======== ITEMS
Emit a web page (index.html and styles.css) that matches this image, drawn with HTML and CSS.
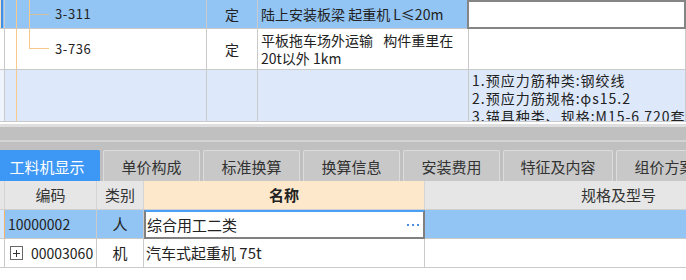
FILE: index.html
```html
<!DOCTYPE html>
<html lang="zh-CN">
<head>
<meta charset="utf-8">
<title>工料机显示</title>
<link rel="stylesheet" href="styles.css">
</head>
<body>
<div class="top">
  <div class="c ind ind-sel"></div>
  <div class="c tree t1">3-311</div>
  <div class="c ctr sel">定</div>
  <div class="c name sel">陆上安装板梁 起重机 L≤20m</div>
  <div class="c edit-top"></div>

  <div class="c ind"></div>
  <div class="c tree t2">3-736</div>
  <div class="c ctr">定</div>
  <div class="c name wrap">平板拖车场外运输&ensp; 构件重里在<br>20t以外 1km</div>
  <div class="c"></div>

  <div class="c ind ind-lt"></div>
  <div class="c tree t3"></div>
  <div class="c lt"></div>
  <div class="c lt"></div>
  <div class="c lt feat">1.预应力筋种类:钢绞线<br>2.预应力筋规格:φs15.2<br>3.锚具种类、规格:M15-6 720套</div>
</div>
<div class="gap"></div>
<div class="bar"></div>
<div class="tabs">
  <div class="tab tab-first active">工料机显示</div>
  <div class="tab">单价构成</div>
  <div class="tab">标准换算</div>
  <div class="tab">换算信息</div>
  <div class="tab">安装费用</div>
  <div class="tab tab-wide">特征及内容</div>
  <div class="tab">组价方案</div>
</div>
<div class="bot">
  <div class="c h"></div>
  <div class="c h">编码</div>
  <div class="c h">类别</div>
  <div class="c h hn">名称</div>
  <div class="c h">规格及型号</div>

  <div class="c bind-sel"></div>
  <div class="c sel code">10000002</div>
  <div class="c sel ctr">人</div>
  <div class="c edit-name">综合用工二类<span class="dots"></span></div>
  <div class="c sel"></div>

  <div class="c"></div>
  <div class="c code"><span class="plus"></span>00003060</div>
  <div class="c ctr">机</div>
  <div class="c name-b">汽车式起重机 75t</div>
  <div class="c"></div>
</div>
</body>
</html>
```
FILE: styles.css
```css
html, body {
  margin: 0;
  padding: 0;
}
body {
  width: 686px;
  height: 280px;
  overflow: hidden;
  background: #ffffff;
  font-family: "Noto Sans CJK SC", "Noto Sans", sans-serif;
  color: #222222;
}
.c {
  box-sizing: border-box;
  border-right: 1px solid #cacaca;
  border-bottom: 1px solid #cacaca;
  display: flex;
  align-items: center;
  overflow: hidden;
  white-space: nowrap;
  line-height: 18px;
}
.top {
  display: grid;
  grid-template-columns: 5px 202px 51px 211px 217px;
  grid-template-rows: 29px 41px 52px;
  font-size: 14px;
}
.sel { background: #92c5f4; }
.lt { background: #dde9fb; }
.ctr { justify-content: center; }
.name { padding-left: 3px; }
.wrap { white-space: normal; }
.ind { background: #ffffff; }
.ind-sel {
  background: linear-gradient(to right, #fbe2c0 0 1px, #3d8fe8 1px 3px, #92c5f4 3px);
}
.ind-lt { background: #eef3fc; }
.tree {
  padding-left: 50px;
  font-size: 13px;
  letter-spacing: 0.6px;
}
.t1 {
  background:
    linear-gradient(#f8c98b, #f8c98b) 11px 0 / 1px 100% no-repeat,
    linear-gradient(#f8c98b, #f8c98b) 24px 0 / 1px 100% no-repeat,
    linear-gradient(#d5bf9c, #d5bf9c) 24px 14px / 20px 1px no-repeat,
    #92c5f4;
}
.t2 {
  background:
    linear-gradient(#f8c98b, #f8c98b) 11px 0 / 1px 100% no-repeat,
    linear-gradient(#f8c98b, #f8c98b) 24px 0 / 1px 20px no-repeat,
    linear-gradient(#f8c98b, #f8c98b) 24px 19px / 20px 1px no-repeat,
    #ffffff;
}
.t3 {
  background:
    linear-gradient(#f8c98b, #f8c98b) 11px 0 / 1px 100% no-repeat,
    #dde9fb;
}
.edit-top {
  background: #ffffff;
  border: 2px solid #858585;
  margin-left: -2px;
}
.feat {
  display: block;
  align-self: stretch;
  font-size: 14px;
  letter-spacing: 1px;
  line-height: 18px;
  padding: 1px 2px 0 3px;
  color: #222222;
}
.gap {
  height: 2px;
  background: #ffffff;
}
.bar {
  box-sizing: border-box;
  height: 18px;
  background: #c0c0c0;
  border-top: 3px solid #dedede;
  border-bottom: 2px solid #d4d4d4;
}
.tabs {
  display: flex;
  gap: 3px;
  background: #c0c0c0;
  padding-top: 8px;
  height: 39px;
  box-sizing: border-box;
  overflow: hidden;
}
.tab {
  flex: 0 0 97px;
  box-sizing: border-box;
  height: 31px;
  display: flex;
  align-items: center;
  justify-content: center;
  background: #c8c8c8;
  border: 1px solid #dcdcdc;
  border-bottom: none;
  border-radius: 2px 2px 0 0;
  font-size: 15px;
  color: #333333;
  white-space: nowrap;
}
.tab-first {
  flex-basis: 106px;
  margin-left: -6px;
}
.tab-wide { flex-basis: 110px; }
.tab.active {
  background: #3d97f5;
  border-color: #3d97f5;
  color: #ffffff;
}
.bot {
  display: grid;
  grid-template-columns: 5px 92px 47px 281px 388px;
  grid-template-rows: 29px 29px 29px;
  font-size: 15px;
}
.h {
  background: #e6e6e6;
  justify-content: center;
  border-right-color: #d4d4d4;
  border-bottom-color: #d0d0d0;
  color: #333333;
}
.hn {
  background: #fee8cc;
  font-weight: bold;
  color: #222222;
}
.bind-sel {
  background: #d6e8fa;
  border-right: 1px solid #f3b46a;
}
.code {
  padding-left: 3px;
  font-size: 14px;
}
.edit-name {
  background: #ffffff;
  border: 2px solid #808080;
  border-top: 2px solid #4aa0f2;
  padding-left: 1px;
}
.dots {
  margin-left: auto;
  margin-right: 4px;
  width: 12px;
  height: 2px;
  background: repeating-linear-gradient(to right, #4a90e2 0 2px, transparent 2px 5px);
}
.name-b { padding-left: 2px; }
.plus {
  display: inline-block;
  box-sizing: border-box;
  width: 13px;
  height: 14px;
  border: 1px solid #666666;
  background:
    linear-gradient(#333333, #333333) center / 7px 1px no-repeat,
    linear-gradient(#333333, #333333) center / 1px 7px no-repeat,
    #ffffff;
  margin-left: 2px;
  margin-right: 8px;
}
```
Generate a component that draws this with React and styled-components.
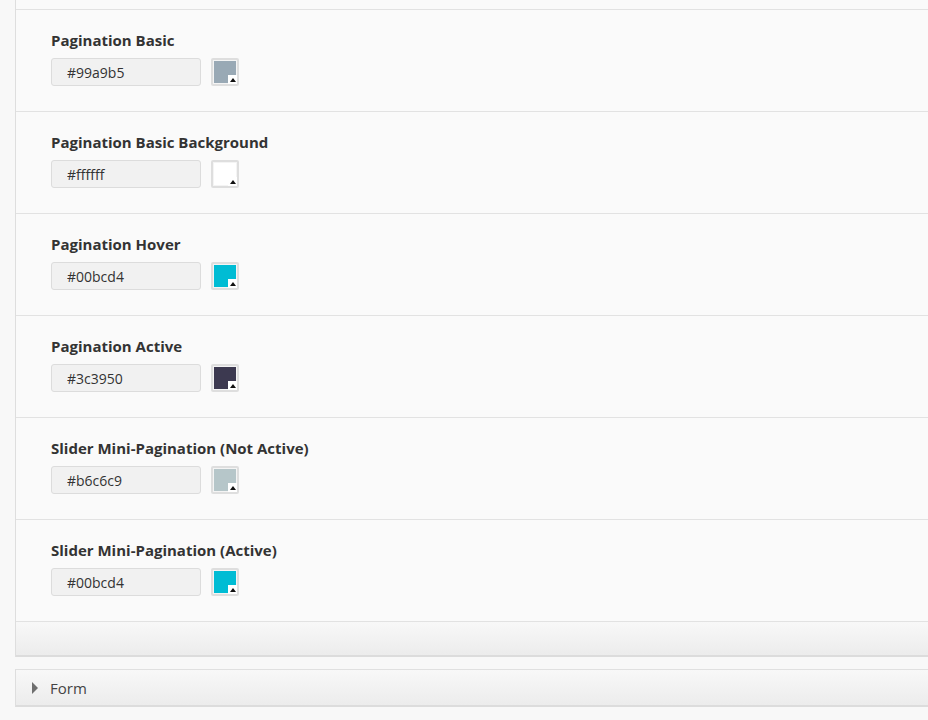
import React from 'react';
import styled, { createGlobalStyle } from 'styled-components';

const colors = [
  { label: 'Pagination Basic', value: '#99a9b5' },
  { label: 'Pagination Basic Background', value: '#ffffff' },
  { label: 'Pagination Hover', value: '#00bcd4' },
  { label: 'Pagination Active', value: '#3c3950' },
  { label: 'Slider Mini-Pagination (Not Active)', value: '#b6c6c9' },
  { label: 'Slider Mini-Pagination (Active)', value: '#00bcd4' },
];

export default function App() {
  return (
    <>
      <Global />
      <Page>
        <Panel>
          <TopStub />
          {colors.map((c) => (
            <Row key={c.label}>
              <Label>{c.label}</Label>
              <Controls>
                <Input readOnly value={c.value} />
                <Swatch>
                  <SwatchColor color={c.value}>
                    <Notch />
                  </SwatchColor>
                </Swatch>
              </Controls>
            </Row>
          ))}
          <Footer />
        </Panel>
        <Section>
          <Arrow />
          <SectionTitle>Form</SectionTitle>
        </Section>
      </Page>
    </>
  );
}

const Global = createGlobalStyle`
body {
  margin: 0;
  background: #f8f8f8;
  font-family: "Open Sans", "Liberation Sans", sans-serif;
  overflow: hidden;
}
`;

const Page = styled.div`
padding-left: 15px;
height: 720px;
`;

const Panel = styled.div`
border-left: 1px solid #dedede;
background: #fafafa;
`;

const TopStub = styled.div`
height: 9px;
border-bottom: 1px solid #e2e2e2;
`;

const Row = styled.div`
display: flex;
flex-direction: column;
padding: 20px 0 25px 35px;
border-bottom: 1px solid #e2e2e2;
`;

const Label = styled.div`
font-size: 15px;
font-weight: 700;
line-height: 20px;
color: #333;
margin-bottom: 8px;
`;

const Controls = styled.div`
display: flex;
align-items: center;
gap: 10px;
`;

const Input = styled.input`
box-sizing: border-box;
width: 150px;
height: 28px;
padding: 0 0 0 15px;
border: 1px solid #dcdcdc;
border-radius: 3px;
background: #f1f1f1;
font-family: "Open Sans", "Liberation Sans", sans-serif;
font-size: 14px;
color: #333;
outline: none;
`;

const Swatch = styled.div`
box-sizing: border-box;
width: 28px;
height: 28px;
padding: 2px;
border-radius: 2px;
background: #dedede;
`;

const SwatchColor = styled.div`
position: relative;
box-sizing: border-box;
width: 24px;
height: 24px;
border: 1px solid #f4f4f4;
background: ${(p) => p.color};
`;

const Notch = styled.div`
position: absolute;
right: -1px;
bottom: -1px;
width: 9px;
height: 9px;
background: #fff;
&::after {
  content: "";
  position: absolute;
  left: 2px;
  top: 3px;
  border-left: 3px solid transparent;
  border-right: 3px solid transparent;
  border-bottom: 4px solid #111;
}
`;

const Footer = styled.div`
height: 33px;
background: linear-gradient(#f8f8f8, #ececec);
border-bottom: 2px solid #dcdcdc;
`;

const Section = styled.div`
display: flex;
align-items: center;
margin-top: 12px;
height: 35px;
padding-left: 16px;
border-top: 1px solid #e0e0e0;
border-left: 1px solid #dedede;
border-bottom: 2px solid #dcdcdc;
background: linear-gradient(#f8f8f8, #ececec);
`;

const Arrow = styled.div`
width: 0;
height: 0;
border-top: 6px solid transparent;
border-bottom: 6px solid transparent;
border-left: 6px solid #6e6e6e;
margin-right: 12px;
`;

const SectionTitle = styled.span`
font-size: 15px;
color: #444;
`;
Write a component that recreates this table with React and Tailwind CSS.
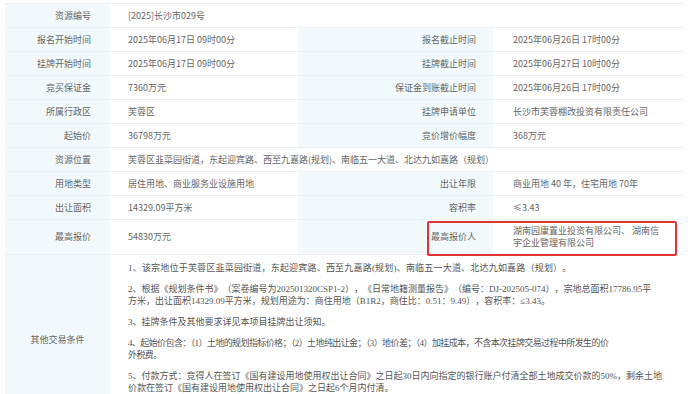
================
[TASK STATEMENT]:
List every line above that contains the word "styles".

[SOLUTION TO THIS EXERCISE]:
Emit a web page (index.html and styles.css) that matches this image, drawn with HTML and CSS.
<link rel="stylesheet" href="styles.css">
FILE: styles.css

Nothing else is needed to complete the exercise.